**Task instructions:**
Give back the full listing verbatim, apart from its images.

**Collected data:**
══════════════════════════════
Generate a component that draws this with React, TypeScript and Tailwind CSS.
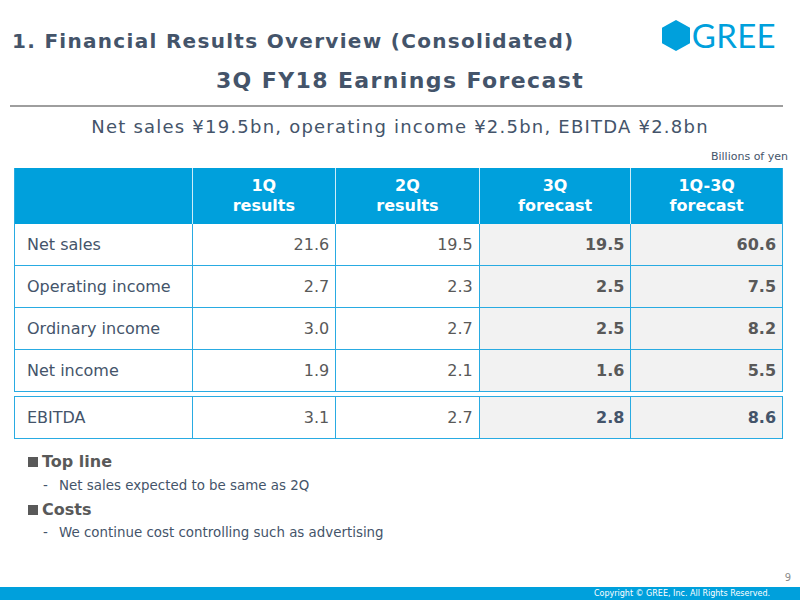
const rows = [
  { label: "Net sales", v: ["21.6", "19.5", "19.5", "60.6"] },
  { label: "Operating income", v: ["2.7", "2.3", "2.5", "7.5"] },
  { label: "Ordinary income", v: ["3.0", "2.7", "2.5", "8.2"] },
  { label: "Net income", v: ["1.9", "2.1", "1.6", "5.5"] },
];

const headers = [
  ["1Q", "results"],
  ["2Q", "results"],
  ["3Q", "forecast"],
  ["1Q-3Q", "forecast"],
];

const widths = ["w-[144px]", "w-[144px]", "w-[152px]", "w-[151px]"];

function Row({ label, v, dark }: { label: string; v: string[]; dark?: boolean }) {
  return (
    <div className="flex h-[42px] border-b border-[#29abe2]">
      <div className="w-[178px] flex items-center pl-[12px] border-r border-[#29abe2] text-[#44546a]">
        {label}
      </div>
      {v.map((n, i) => (
        <div
          key={i}
          className={`${widths[i]} flex items-center justify-end pr-[6px] border-r border-[#29abe2] last:border-r-0 ${
            i >= 2 ? "bg-[#f2f2f2] font-bold" : ""
          } ${i >= 2 ? (dark ? "text-[#44546a]" : "text-[#595959]") : "text-[#595959]"}`}
        >
          {n}
        </div>
      ))}
    </div>
  );
}

function Logo() {
  return (
    <div className="flex items-center gap-[2px]">
      <svg width="28" height="31" viewBox="0 0 28 31">
        <polygon points="14,0 28,7.75 28,23.25 14,31 0,23.25 0,7.75" fill="#00a0dc" />
      </svg>
      <span className="text-[33px] leading-none text-[#00a0dc] font-['Lato',sans-serif] tracking-[0.01em]">GREE</span>
    </div>
  );
}

export default function App() {
  return (
    <div className="w-[800px] h-[600px] bg-white flex flex-col font-['DejaVu_Sans',Verdana,sans-serif] overflow-hidden">
      <div className="flex items-start justify-between pl-[12px] pr-[24px] pt-[19px]">
        <h1 className="mt-[10px] text-[20px] leading-[24px] font-bold text-[#44546a] tracking-[0.065em]">
          1. Financial Results Overview (Consolidated)
        </h1>
        <Logo />
      </div>
      <h2 className="mt-[15px] text-center text-[22px] leading-[26px] font-bold text-[#44546a] tracking-[0.063em]">
        3Q FY18 Earnings Forecast
      </h2>
      <div className="ml-[10px] mt-[11px] mr-[17px] h-[2px] bg-[#9e9e9e]" />
      <p className="mt-[9px] text-center text-[18px] leading-[22px] text-[#44546a] tracking-[0.068em]">
        Net sales ¥19.5bn, operating income ¥2.5bn, EBITDA ¥2.8bn
      </p>
      <div className="mt-[12px] pr-[12px] text-right text-[11px] leading-[13px] text-[#44546a]">Billions of yen</div>

      <div className="ml-[14px] mt-[5px] w-[769px] text-[16px]">
        <div className="border-x border-[#29abe2]">
          <div className="flex h-[56px] bg-[#00a0dc] text-white font-bold leading-[20px]">
            <div className="w-[178px] border-r border-white/80" />
            {headers.map((h, i) => (
              <div
                key={i}
                className={`${widths[i]} flex flex-col items-center justify-center border-r border-white/80 last:border-r-0`}
              >
                <span>{h[0]}</span>
                <span>{h[1]}</span>
              </div>
            ))}
          </div>
          {rows.map((r) => (
            <Row key={r.label} label={r.label} v={r.v} />
          ))}
        </div>
        <div className="mt-[4px] border-x border-t border-[#29abe2]">
          <Row label="EBITDA" v={["3.1", "2.7", "2.8", "8.6"]} dark />
        </div>
      </div>

      <div className="pl-[28px] mt-[13px] text-[#595959]">
        <div className="flex items-center gap-[4px] text-[16px] leading-[20px] font-bold">
          <span className="w-[10px] h-[10px] bg-[#595959]" />
          Top line
        </div>
        <div className="flex pl-[15px] mt-[5px] text-[13.4px] leading-[18px] text-[#44546a]">
          <span className="w-[16px]">-</span>Net sales expected to be same as 2Q
        </div>
        <div className="flex items-center gap-[4px] mt-[5px] text-[16px] leading-[20px] font-bold">
          <span className="w-[10px] h-[10px] bg-[#595959]" />
          Costs
        </div>
        <div className="flex pl-[15px] mt-[4px] text-[13.4px] leading-[18px] text-[#44546a]">
          <span className="w-[16px]">-</span>We continue cost controlling such as advertising
        </div>
      </div>

      <div className="mt-auto">
        <div className="pr-[9px] text-right text-[10px] leading-[12px] text-[#8c8c8c]">9</div>
        <div className="mt-[3px] h-[13px] bg-[#00a0dc] flex items-center justify-end pr-[30px] text-[8px] leading-none text-white">
          Copyright © GREE, Inc. All Rights Reserved.
        </div>
      </div>
    </div>
  );
}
══════════════════════════════
**Exercise output:**
Generate a component that draws this with React, TypeScript and Tailwind CSS.
const rows = [
  { label: "Net sales", v: ["21.6", "19.5", "19.5", "60.6"] },
  { label: "Operating income", v: ["2.7", "2.3", "2.5", "7.5"] },
  { label: "Ordinary income", v: ["3.0", "2.7", "2.5", "8.2"] },
  { label: "Net income", v: ["1.9", "2.1", "1.6", "5.5"] },
];

const headers = [
  ["1Q", "results"],
  ["2Q", "results"],
  ["3Q", "forecast"],
  ["1Q-3Q", "forecast"],
];

const widths = ["w-[144px]", "w-[144px]", "w-[152px]", "w-[151px]"];

function Row({ label, v, dark }: { label: string; v: string[]; dark?: boolean }) {
  return (
    <div className="flex h-[42px] border-b border-[#29abe2]">
      <div className="w-[178px] flex items-center pl-[12px] border-r border-[#29abe2] text-[#44546a]">
        {label}
      </div>
      {v.map((n, i) => (
        <div
          key={i}
          className={`${widths[i]} flex items-center justify-end pr-[6px] border-r border-[#29abe2] last:border-r-0 ${
            i >= 2 ? "bg-[#f2f2f2] font-bold" : ""
          } ${i >= 2 ? (dark ? "text-[#44546a]" : "text-[#595959]") : "text-[#595959]"}`}
        >
          {n}
        </div>
      ))}
    </div>
  );
}

function Logo() {
  return (
    <div className="flex items-center gap-[2px]">
      <svg width="28" height="31" viewBox="0 0 28 31">
        <polygon points="14,0 28,7.75 28,23.25 14,31 0,23.25 0,7.75" fill="#00a0dc" />
      </svg>
      <span className="text-[33px] leading-none text-[#00a0dc] font-['Lato',sans-serif] tracking-[0.01em]">GREE</span>
    </div>
  );
}

export default function App() {
  return (
    <div className="w-[800px] h-[600px] bg-white flex flex-col font-['DejaVu_Sans',Verdana,sans-serif] overflow-hidden">
      <div className="flex items-start justify-between pl-[12px] pr-[24px] pt-[19px]">
        <h1 className="mt-[10px] text-[20px] leading-[24px] font-bold text-[#44546a] tracking-[0.065em]">
          1. Financial Results Overview (Consolidated)
        </h1>
        <Logo />
      </div>
      <h2 className="mt-[15px] text-center text-[22px] leading-[26px] font-bold text-[#44546a] tracking-[0.063em]">
        3Q FY18 Earnings Forecast
      </h2>
      <div className="ml-[10px] mt-[11px] mr-[17px] h-[2px] bg-[#9e9e9e]" />
      <p className="mt-[9px] text-center text-[18px] leading-[22px] text-[#44546a] tracking-[0.068em]">
        Net sales ¥19.5bn, operating income ¥2.5bn, EBITDA ¥2.8bn
      </p>
      <div className="mt-[12px] pr-[12px] text-right text-[11px] leading-[13px] text-[#44546a]">Billions of yen</div>

      <div className="ml-[14px] mt-[5px] w-[769px] text-[16px]">
        <div className="border-x border-[#29abe2]">
          <div className="flex h-[56px] bg-[#00a0dc] text-white font-bold leading-[20px]">
            <div className="w-[178px] border-r border-white/80" />
            {headers.map((h, i) => (
              <div
                key={i}
                className={`${widths[i]} flex flex-col items-center justify-center border-r border-white/80 last:border-r-0`}
              >
                <span>{h[0]}</span>
                <span>{h[1]}</span>
              </div>
            ))}
          </div>
          {rows.map((r) => (
            <Row key={r.label} label={r.label} v={r.v} />
          ))}
        </div>
        <div className="mt-[4px] border-x border-t border-[#29abe2]">
          <Row label="EBITDA" v={["3.1", "2.7", "2.8", "8.6"]} dark />
        </div>
      </div>

      <div className="pl-[28px] mt-[13px] text-[#595959]">
        <div className="flex items-center gap-[4px] text-[16px] leading-[20px] font-bold">
          <span className="w-[10px] h-[10px] bg-[#595959]" />
          Top line
        </div>
        <div className="flex pl-[15px] mt-[5px] text-[13.4px] leading-[18px] text-[#44546a]">
          <span className="w-[16px]">-</span>Net sales expected to be same as 2Q
        </div>
        <div className="flex items-center gap-[4px] mt-[5px] text-[16px] leading-[20px] font-bold">
          <span className="w-[10px] h-[10px] bg-[#595959]" />
          Costs
        </div>
        <div className="flex pl-[15px] mt-[4px] text-[13.4px] leading-[18px] text-[#44546a]">
          <span className="w-[16px]">-</span>We continue cost controlling such as advertising
        </div>
      </div>

      <div className="mt-auto">
        <div className="pr-[9px] text-right text-[10px] leading-[12px] text-[#8c8c8c]">9</div>
        <div className="mt-[3px] h-[13px] bg-[#00a0dc] flex items-center justify-end pr-[30px] text-[8px] leading-none text-white">
          Copyright © GREE, Inc. All Rights Reserved.
        </div>
      </div>
    </div>
  );
}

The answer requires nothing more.